Thursday, February 18, 2010

Bon Voyage


It was freezing cold, and I was standing high up on the windy deck of a passenger ship overlooking San Francisco harbor and the Golden Gate bridge. I was four years old, and along with my baby brother and my parents had left our home in New Orleans to cross the Pacific Ocean to begin a new life in the Far East.

The U.S.S. General W.P. Richardson was commissioned in 1944 as a navy transport ship, carrying troops to and from France, Italy, England and Morrocco. Subsequently converted to a luxury liner and renamed the S.S. Roosevelt, she carried a different kind of passenger.

During her colorful career, she was sold several times, and was called Atlantis, Sapphire Seas, Emerald Seas and Ocean Explorer I, like the names of lovers tattooed on a sailor's arms.

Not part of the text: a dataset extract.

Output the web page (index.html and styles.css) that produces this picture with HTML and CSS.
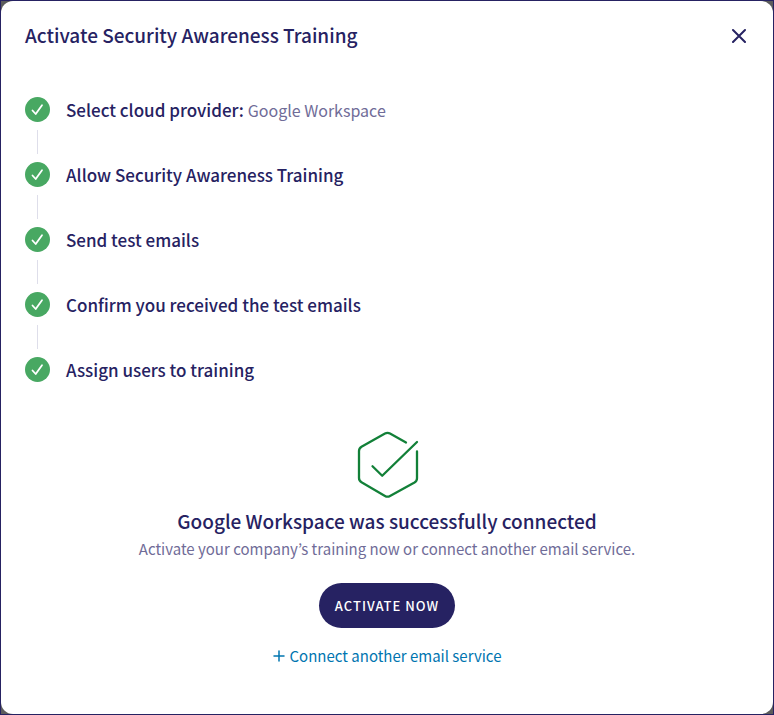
FILE: index.html
```html
<!DOCTYPE html>
<html lang="en">
  <head>
    <meta charset="UTF-8" />
    <meta name="viewport" content="width=device-width, initial-scale=1.0" />
    <title>Activate Security Awareness Training</title>
    <link rel="stylesheet" href="styles.css">
  </head>
  <body>
    <svg class="symbols" aria-hidden="true">
      <symbol id="check" viewBox="0 0 25 25">
        <circle cx="12.5" cy="12.5" r="12.5" fill="#48a862" />
        <path d="M7.5 13.5l3.2 3.500 6.300-8.700" fill="none" stroke="#fff" stroke-width="1.8" stroke-linecap="round" stroke-linejoin="round" />
      </symbol>
    </svg>

    <main class="dialog" role="dialog" aria-labelledby="dialogTitle">
      <header class="dialog-header">
        <h1 id="dialogTitle">Activate Security Awareness Training</h1>
        <button type="button" class="close-button" aria-label="Close">
          <svg width="16" height="16" viewBox="0 0 16 16">
            <path d="M2 3l12 12M14 3L2 15" />
          </svg>
        </button>
      </header>

      <ol class="steps">
        <li class="step">
          <svg class="step-icon"><use href="#check" /></svg>
          <span>Select cloud provider: <span class="step-value">Google Workspace</span></span>
        </li>
        <li class="step">
          <svg class="step-icon"><use href="#check" /></svg>
          <span>Allow Security Awareness Training</span>
        </li>
        <li class="step">
          <svg class="step-icon"><use href="#check" /></svg>
          <span>Send test emails</span>
        </li>
        <li class="step">
          <svg class="step-icon"><use href="#check" /></svg>
          <span>Confirm you received the test emails</span>
        </li>
        <li class="step">
          <svg class="step-icon"><use href="#check" /></svg>
          <span>Assign users to training</span>
        </li>
      </ol>

      <section class="result">
        <svg class="result-icon" width="64" height="69" viewBox="0 0 64 69">
          <path d="M51 12.500L35 3.500q-2.500-1.400-5 0L6.500 16.700Q4 18.200 4 21v27q0 2.800 2.500 4.200L30 66q2.500 1.400 5 0l24.500-13.500Q62 51 62 48.200V21.500" />
          <path d="M17.500 36.300L27.200 45.800 62 12" />
        </svg>
        <h2>Google Workspace was successfully connected</h2>
        <p>Activate your company’s training now or connect another email service.</p>
        <button type="button" class="activate-button">ACTIVATE NOW</button>
        <a href="#" class="connect-link">
          <svg width="12" height="12" viewBox="0 0 12 12">
            <path d="M6 1v10M1 6h10" />
          </svg>
          Connect another email service
        </a>
      </section>
    </main>
  </body>
</html>
```

FILE: styles.css
```css
* {
  box-sizing: border-box;
}

body {
  margin: 0;
  min-height: 100vh;
  display: flex;
  border: 1px solid #262262;
  background-color: #5c5c5c;
  font-family: "Noto Sans CJK KR", "Open Sans", sans-serif;
  color: #262262;
}

.symbols {
  position: absolute;
  width: 0;
  height: 0;
}

.dialog {
  flex: 1;
  padding: 20px 24px 44px;
  background-color: white;
  border-radius: 12px;
}

.dialog-header {
  display: flex;
  justify-content: space-between;
  align-items: center;
}

h1,
h2 {
  margin: 0;
  font-size: 19px;
  line-height: 28px;
  font-weight: 500;
}

.close-button {
  display: flex;
  padding: 2px;
  border: none;
  background: none;
  cursor: pointer;
}

.close-button path,
.connect-link path {
  fill: none;
  stroke: #262262;
  stroke-width: 2;
  stroke-linecap: round;
}

.steps {
  display: flex;
  flex-direction: column;
  gap: 40px;
  margin: 48px 0 0;
  padding: 0;
  list-style: none;
}

.step {
  position: relative;
  display: flex;
  align-items: center;
  gap: 16px;
  font-size: 17px;
  line-height: 24px;
  font-weight: 500;
}

/* line between two steps */
.step:not(:last-child)::after {
  content: "";
  position: absolute;
  top: 33px;
  left: 12px;
  width: 1px;
  height: 24px;
  background-color: #dedeea;
}

.step-icon {
  width: 25px;
  height: 25px;
}

.step-value {
  font-size: 16px;
  line-height: 1;
  font-weight: 400;
  color: #706c98;
}

.result {
  display: flex;
  flex-direction: column;
  align-items: center;
  margin-top: 48px;
  text-align: center;
}

.result-icon {
  margin-bottom: 8px;
}

.result-icon path {
  fill: none;
  stroke: #128038;
  stroke-width: 2.3;
  stroke-linecap: round;
  stroke-linejoin: round;
}

.result p {
  margin: 0;
  font-size: 15px;
  line-height: 28px;
  color: #706c98;
}

.activate-button {
  height: 45px;
  margin: 20px 0 16px;
  padding: 0 16px;
  border: none;
  border-radius: 23px;
  background-color: #262262;
  color: white;
  font-family: inherit;
  font-size: 13px;
  font-weight: 500;
  letter-spacing: 1px;
  cursor: pointer;
}

.connect-link {
  display: flex;
  align-items: center;
  gap: 5px;
  font-size: 15px;
  line-height: 24px;
  color: #0075b0;
  text-decoration: none;
}

.connect-link path {
  stroke: #0075b0;
  stroke-width: 1.5;
}
```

After exploring the the Mediterranean for many years, the old gal was finally scrapped in India in 1990, a seasoned world traveler with a lifetime of incredible adventures in exotic destinations.

For some reason, I thought we would be making the long voyage by paddle boat! I suppose this was because I had seen paddle boats on the Mississippi River near where we lived. Former riverboat captain-turned-writer Samuel Clemens took his pen name, Mark Twain, from the slang for "two fathoms", the depth of water needed for a steamboat to pass safely.

As I shivered in the cold wind, a grown-up handed me a tightly wound roll of crepe paper....a colorful streamer given to all passengers to throw to those on the pier below who had come to bid them farewell. I flung mine as far as a four year old could, watching it unfurl in slow motion as I grasped tightly to the end. Far below I saw a beautiful woman in a fur coat and a pill box hat catch the other end. For a long moment, we smiled at each other...a total stranger beaming up at me. I felt a mixture of excitement and shyness and confusion as she waved goodbye to me.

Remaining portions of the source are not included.